In this post, I share my views on the Bayesian Quadrature method for policy gradient estimation. In particular, this blog is only a subset of my findings from my recent colaboration with Kamyar Azizzadenesheli (Purdue University), Mohammad Ghavamzadeh (Google Research), Anima Anandkumar (Caltech & NVIDIA), and Yisong Yue (Caltech). For full details, do check-out our Deep Bayesian Quadrature Policy Optimization paper and its accompanying resources:

PDF Slides BibTeX Code


TL; DR


Bayesian Quadrature method provides a way to approximate numerical integration under a probability distribution using samples drawn from the same distribution. As it happens, policy gradient is also an intractable integral equation which is generally approximated using samples. That's pretty much it! BQ can be used for approximating PG.

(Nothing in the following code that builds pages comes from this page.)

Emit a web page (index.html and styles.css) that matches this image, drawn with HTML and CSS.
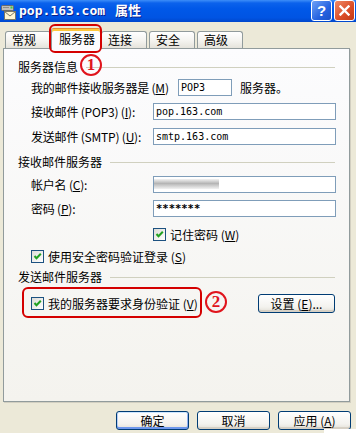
FILE: index.html
```html
<!DOCTYPE html>
<html lang="zh-CN">
<head>
    <meta charset="UTF-8">
    <title>pop.163.com 属性</title>
    <link rel="stylesheet" href="styles.css">
</head>
<body>

<div class="window">

    <!-- Title bar -->
    <div class="titlebar">
        <svg class="app-icon" width="16" height="16" viewBox="0 0 16 16">
            <rect x="0.5" y="1.5" width="12" height="5" rx="1" fill="#BDBDBD" stroke="#6B6B6B"/>
            <rect x="2" y="3" width="6" height="1" fill="#8C8C8C"/>
            <rect x="9.5" y="2.5" width="2" height="2" fill="#39D439"/>
            <rect x="3.5" y="7.5" width="11" height="8" fill="#FFF6D2" stroke="#77776A"/>
            <path d="M3.5 7.5 L9 12 L14.5 7.5" fill="none" stroke="#77776A"/>
        </svg>
        <span class="title">pop.163.com 属性</span>
        <div class="caption-btns">
            <span class="cap-btn help">?</span>
            <span class="cap-btn close">
                <svg width="11" height="11" viewBox="0 0 11 11">
                    <path d="M1.5 1.5 L9.5 9.5 M9.5 1.5 L1.5 9.5" stroke="#fff" stroke-width="2.4" stroke-linecap="square"/>
                </svg>
            </span>
        </div>
    </div>

    <!-- Tabs -->
    <div class="tabs">
        <div class="tab">常规</div>
        <div class="tab active">服务器</div>
        <div class="tab">连接</div>
        <div class="tab">安全</div>
        <div class="tab">高级</div>
    </div>

    <div class="panel">
        <div class="group-head"><span>服务器信息</span><i class="rule"></i></div>

        <div class="field first">
            <span class="label wide">我的邮件接收服务器是 (<u>M</u>)</span>
            <div class="input short">POP3</div>
            <span class="after">服务器。</span>
        </div>
        <div class="field gap7">
            <span class="label">接收邮件 (POP3) (<u>I</u>):</span>
            <div class="input">pop.163.com</div>
        </div>
        <div class="field gap8">
            <span class="label">发送邮件 (SMTP) (<u>U</u>):</span>
            <div class="input">smtp.163.com</div>
        </div>

        <div class="group-head gap11"><span>接收邮件服务器</span><i class="rule"></i></div>

        <div class="field gap8">
            <span class="label">帐户名 (<u>C</u>):</span>
            <div class="input"><span class="blur"></span></div>
        </div>
        <div class="field gap7">
            <span class="label">密码 (<u>P</u>):</span>
            <div class="input secret">*******</div>
        </div>
        <div class="check-row indent gap11">
            <span class="checkbox"><svg width="11" height="11" viewBox="0 0 11 11"><path d="M2.5 5 L4.5 7.2 L8.8 2.8" fill="none" stroke="#21A121" stroke-width="2"/></svg></span>
            <span>记住密码 (<u>W</u>)</span>
        </div>
        <div class="check-row gap9">
            <span class="checkbox"><svg width="11" height="11" viewBox="0 0 11 11"><path d="M2.5 5 L4.5 7.2 L8.8 2.8" fill="none" stroke="#21A121" stroke-width="2"/></svg></span>
            <span>使用安全密码验证登录 (<u>S</u>)</span>
        </div>

        <div class="group-head gap8"><span>发送邮件服务器</span><i class="rule"></i></div>

        <div class="check-row auth gap11">
            <span class="checkbox"><svg width="11" height="11" viewBox="0 0 11 11"><path d="M2.5 5 L4.5 7.2 L8.8 2.8" fill="none" stroke="#21A121" stroke-width="2"/></svg></span>
            <span>我的服务器要求身份验证 (<u>V</u>)</span>
            <button class="btn settings">设置 (<u>E</u>)...</button>
        </div>
    </div>

    <div class="actions">
        <button class="btn default">确定</button>
        <button class="btn">取消</button>
        <button class="btn">应用 (<u>A</u>)</button>
    </div>

    <!-- red annotations -->
    <span class="mark tab-mark"></span>
    <span class="mark auth-mark"></span>
    <span class="circle c1">1</span>
    <span class="circle c2">2</span>
    <span class="corner"></span>
</div>

</body>
</html>
```

FILE: styles.css
```css
body {
    margin: 0;
    padding: 0;
    font-family: "Noto Sans CJK SC", sans-serif;
    font-size: 12px;
    color: #000;
}
.window {
    position: relative;
    width: 356px;
    height: 433px;
    background-color: #ECE9D8;
    overflow: hidden;
}
.titlebar {
    height: 22px;
    display: flex;
    align-items: center;
    padding-left: 1px;
    background: linear-gradient(#3D8EF8 0, #0B62EC 3px, #0058E8 40%, #0054E3 80%, #0047CC 100%);
}
.app-icon {
    margin-right: 2px;
    margin-top: 1px;
}
.title {
    color: #fff;
    font-family: "DejaVu Sans Mono", "Noto Sans CJK SC", monospace;
    font-weight: bold;
    font-size: 13px;
    line-height: 16px;
    word-spacing: 2px;
    text-shadow: 1px 1px 0 #0A1E8C;
}
.caption-btns {
    display: flex;
    gap: 2px;
    margin-left: auto;
    margin-right: 1px;
    align-self: flex-start;
}
.cap-btn {
    width: 21px;
    height: 21px;
    box-sizing: border-box;
    border: 1px solid #fff;
    border-radius: 3px;
    display: flex;
    align-items: center;
    justify-content: center;
}
.help {
    background: linear-gradient(135deg, #6EA2F7, #2663E0 60%, #1A51C9);
    color: #fff;
    font-family: "Liberation Sans", sans-serif;
    font-weight: bold;
    font-size: 15px;
}
.close {
    background: linear-gradient(135deg, #EE8A68, #DB4C26 60%, #C13A17);
}

/* tabs */
.tabs {
    display: flex;
    align-items: flex-end;
    gap: 2px;
    height: 20px;
    margin: 6px 0 0 5px;
    position: relative;
    z-index: 1;
}
.tab {
    width: 46px;
    height: 17px;
    box-sizing: border-box;
    border: 1px solid #919B9C;
    border-bottom: none;
    border-radius: 3px 3px 0 0;
    background: linear-gradient(#FFFFFF, #F4F3EF 55%, #E5E3DB);
    padding-left: 6px;
    line-height: 16px;
}
.tab.active {
    width: 50px;
    height: 21px;
    margin: 0 -2px -1px;
    padding: 2px 0 0 7px;
    border-top: 1px solid #E68B2C;
    box-shadow: inset 0 2px 0 #FFC83C;
    background: #FCFCFE;
}

/* panel */
.panel {
    width: 347px;
    height: 354px;
    box-sizing: border-box;
    margin-left: 3px;
    padding: 12px 13px 0 14px;
    border: 1px solid #919B9C;
    background: linear-gradient(#FCFCFE, #F4F3EE);
    box-shadow: 1px 1px 0 #D2CFC1;
}
.group-head {
    display: flex;
    align-items: center;
    height: 12px;
    line-height: 12px;
}
.rule {
    flex: 1;
    height: 1px;
    margin-left: 8px;
    margin-right: 1px;
    background-color: #D0D0BF;
}
.field {
    display: flex;
    align-items: center;
    height: 17px;
    margin-left: 13px;
}
.field.first {
    margin-top: 6px;
}
.gap7 { margin-top: 7px; }
.gap8 { margin-top: 8px; }
.gap9 { margin-top: 9px; }
.gap11 { margin-top: 11px; }
.label {
    width: 122px;
    flex-shrink: 0;
    white-space: nowrap;
    letter-spacing: -0.2px;
}
.label.wide {
    width: 147px;
}
.input {
    width: 185px;
    height: 17px;
    box-sizing: border-box;
    border: 1px solid #7F9DB9;
    background-color: #fff;
    padding-left: 2px;
    font-family: "DejaVu Sans Mono", monospace;
    font-size: 10px;
    line-height: 15px;
    overflow: hidden;
}
.input.short {
    width: 54px;
}
.input.secret {
    font-weight: bold;
    font-size: 10.5px;
}
.after {
    margin-left: 8px;
}
.blur {
    display: block;
    width: 66px;
    height: 10px;
    margin: 2px 0 0 -3px;
    background: linear-gradient(#F2F2F2, #B5B5B5 45%, #C6C6C6 60%, #F2F2F2);
    filter: blur(0.7px);
}
.check-row {
    display: flex;
    align-items: center;
    gap: 4px;
    height: 13px;
    margin-left: 13px;
}
.check-row.indent {
    margin-left: 135px;
}
.check-row.auth {
    height: 19px;
}
.checkbox {
    width: 13px;
    height: 13px;
    box-sizing: border-box;
    border: 1px solid #1C5180;
    background: linear-gradient(135deg, #DCDCD7, #FFFFFF);
    display: flex;
    align-items: center;
    justify-content: center;
}

/* buttons */
.btn {
    height: 19px;
    padding: 0;
    border: 1px solid #003C74;
    border-radius: 3px;
    background: linear-gradient(#FFFFFF, #F3F2EE 70%, #E2DFD6);
    box-shadow: inset 0 -2px 0 #D6D0C5;
    font-family: "Noto Sans CJK SC", sans-serif;
    font-size: 12px;
    line-height: 16px;
    color: #000;
}
.settings {
    width: 77px;
    margin-left: auto;
    margin-right: 1px;
}
.btn.default {
    box-shadow: inset 0 1px 0 #CEE7FF, inset 0 -2px 0 #6E97EC, inset 1px 0 0 #B7CDF6, inset -1px 0 0 #93B1F0;
}
.actions {
    display: flex;
    justify-content: flex-end;
    gap: 8px;
    margin: 9px 5px 0 0;
}
.actions .btn {
    width: 73px;
}

/* annotations */
.mark {
    position: absolute;
    box-sizing: border-box;
    border: 2px solid #D40000;
    border-radius: 6px;
}
.tab-mark {
    left: 49px;
    top: 24px;
    width: 53px;
    height: 29px;
    z-index: 2;
}
.auth-mark {
    left: 22px;
    top: 287px;
    width: 180px;
    height: 31px;
}
.circle {
    position: absolute;
    width: 22px;
    height: 22px;
    box-sizing: border-box;
    border: 2.5px solid #E0141C;
    border-radius: 50%;
    color: #E0141C;
    font-family: "Liberation Serif", serif;
    font-weight: bold;
    font-size: 17px;
    line-height: 17px;
    text-align: center;
}
.c1 {
    left: 80px;
    top: 54px;
}
.c2 {
    left: 205px;
    top: 291px;
}
.corner {
    position: absolute;
    right: 0;
    bottom: 0;
    width: 32px;
    height: 4px;
    background-color: #fff;
}
```
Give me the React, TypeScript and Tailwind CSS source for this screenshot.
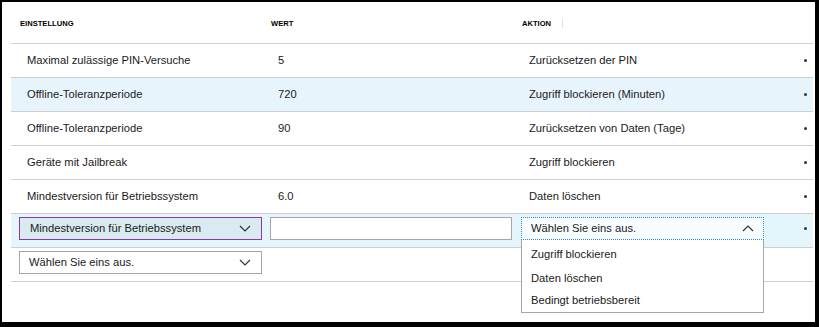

But, why exactly do we need BQ-PG? : BQ-PG has several interesting properties, such as (i) a faster convergence rate over MC-PG (under mild regularity assumptions), (ii) connections to Monte-Carlo (MC) estimator, the predominant choice for PG estimation, and (iii) the explicit quantification of uncertainty in PG estimation. But even if theory does not interest you, this approach empirically offers (i) more accurate policy gradient estimates with a significantly lower variance, and (ii) a consistent imporvement in sample complexity and average return across $7$ MuJoCo benchmark environments. So the question really is “Why not BQ-PG?”.


Problem Formulation


The agent–environment interaction in a Markov decision process (MDP).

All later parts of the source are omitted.